Helpdesk software usually focuses on ticket intake, routing, and agent responses. ITSM software goes further by supporting service catalogs, change management, SLA controls, asset visibility, self-service, and broader service delivery processes.
Which ITSM software is best for small or mid-sized IT teams?
For smaller or mid-sized teams, the best fit is usually a platform that balances ease of use with strong automation and reporting. You want enough structure to improve service delivery without taking on an implementation that is too heavy for your team size.
Do I need workflow automation in an ITSM setup?

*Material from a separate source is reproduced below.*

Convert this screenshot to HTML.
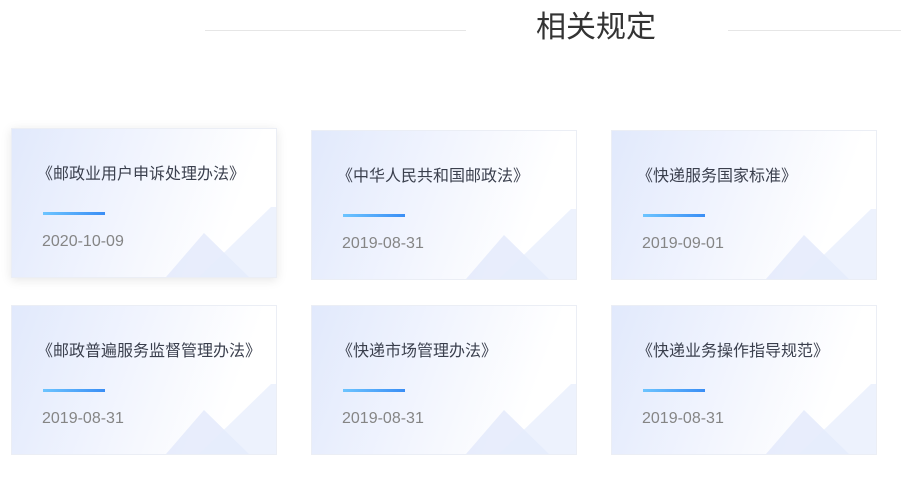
<!DOCTYPE html>
<html><head><meta charset="utf-8"><style>
body{margin:0;width:901px;height:478px;background:#fff;position:relative;overflow:hidden;font-family:"Liberation Sans","Noto Sans CJK SC",sans-serif}
.line{position:absolute;top:30px;height:1px;background:#e6e6e6}
.h{position:absolute;left:536px;top:8px;font-size:30px;color:#333;line-height:40px}
.card{position:absolute;width:264px;height:148px;border:1px solid #ebeef5;background:linear-gradient(110deg,#e1e9fc 0%,#f2f5fe 45%,#fff 80%);overflow:hidden}
.card.s{box-shadow:0 2px 10px rgba(0,0,0,0.1)}
.t{position:absolute;left:25px;top:31px;font-size:16px;color:#3a3f4d;white-space:nowrap}
.b{position:absolute;left:31px;top:83px;width:62px;height:3px;background:linear-gradient(90deg,#6cc4ff,#3a8ef5)}
.d{position:absolute;left:30px;top:104px;font-size:16px;color:#858585}
svg{position:absolute;right:0;bottom:0}
</style></head><body>
<div class="line" style="left:205px;width:261px"></div>
<div class="line" style="left:728px;width:173px"></div>
<div class="h">相关规定</div>
<div class="card s" style="left:11px;top:128px"><svg width="110" height="70"><polygon points="0,70 38,26 83,70" fill="#e2e8fb" opacity=".8"/><polygon points="33,70 105,0 110,0 110,70" fill="#e6ecfc" opacity=".7"/></svg><div class="t">《邮政业用户申诉处理办法》</div><div class="b"></div><div class="d">2020-10-09</div></div>
<div class="card" style="left:311px;top:130px"><svg width="110" height="70"><polygon points="0,70 38,26 83,70" fill="#e2e8fb" opacity=".8"/><polygon points="33,70 105,0 110,0 110,70" fill="#e6ecfc" opacity=".7"/></svg><div class="t">《中华人民共和国邮政法》</div><div class="b"></div><div class="d">2019-08-31</div></div>
<div class="card" style="left:611px;top:130px"><svg width="110" height="70"><polygon points="0,70 38,26 83,70" fill="#e2e8fb" opacity=".8"/><polygon points="33,70 105,0 110,0 110,70" fill="#e6ecfc" opacity=".7"/></svg><div class="t">《快递服务国家标准》</div><div class="b"></div><div class="d">2019-09-01</div></div>
<div class="card" style="left:11px;top:305px"><svg width="110" height="70"><polygon points="0,70 38,26 83,70" fill="#e2e8fb" opacity=".8"/><polygon points="33,70 105,0 110,0 110,70" fill="#e6ecfc" opacity=".7"/></svg><div class="t">《邮政普遍服务监督管理办法》</div><div class="b"></div><div class="d">2019-08-31</div></div>
<div class="card" style="left:311px;top:305px"><svg width="110" height="70"><polygon points="0,70 38,26 83,70" fill="#e2e8fb" opacity=".8"/><polygon points="33,70 105,0 110,0 110,70" fill="#e6ecfc" opacity=".7"/></svg><div class="t">《快递市场管理办法》</div><div class="b"></div><div class="d">2019-08-31</div></div>
<div class="card" style="left:611px;top:305px"><svg width="110" height="70"><polygon points="0,70 38,26 83,70" fill="#e2e8fb" opacity=".8"/><polygon points="33,70 105,0 110,0 110,70" fill="#e6ecfc" opacity=".7"/></svg><div class="t">《快递业务操作指导规范》</div><div class="b"></div><div class="d">2019-08-31</div></div>
</body></html>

Yes, especially if your team repeats the same approvals, escalations, notifications, or cross-tool updates every day. Automation reduces manual work, speeds up resolution, and helps you enforce consistent processes without adding admin overhead.
Can ITSM tools integrate with chat, project management, and business apps?
Most modern ITSM platforms support integrations, but the depth varies by product. If your workflows depend on multiple systems, using an automation layer can make those integrations more useful by triggering actions across tools instead of just syncing data.
How do I choose the right ITSM platform for my team?
Start with your support volume, process maturity, reporting needs, and integration requirements. Then evaluate whether your team needs quick adoption, deeper governance, on-prem flexibility, or workflow automation across the rest of your stack.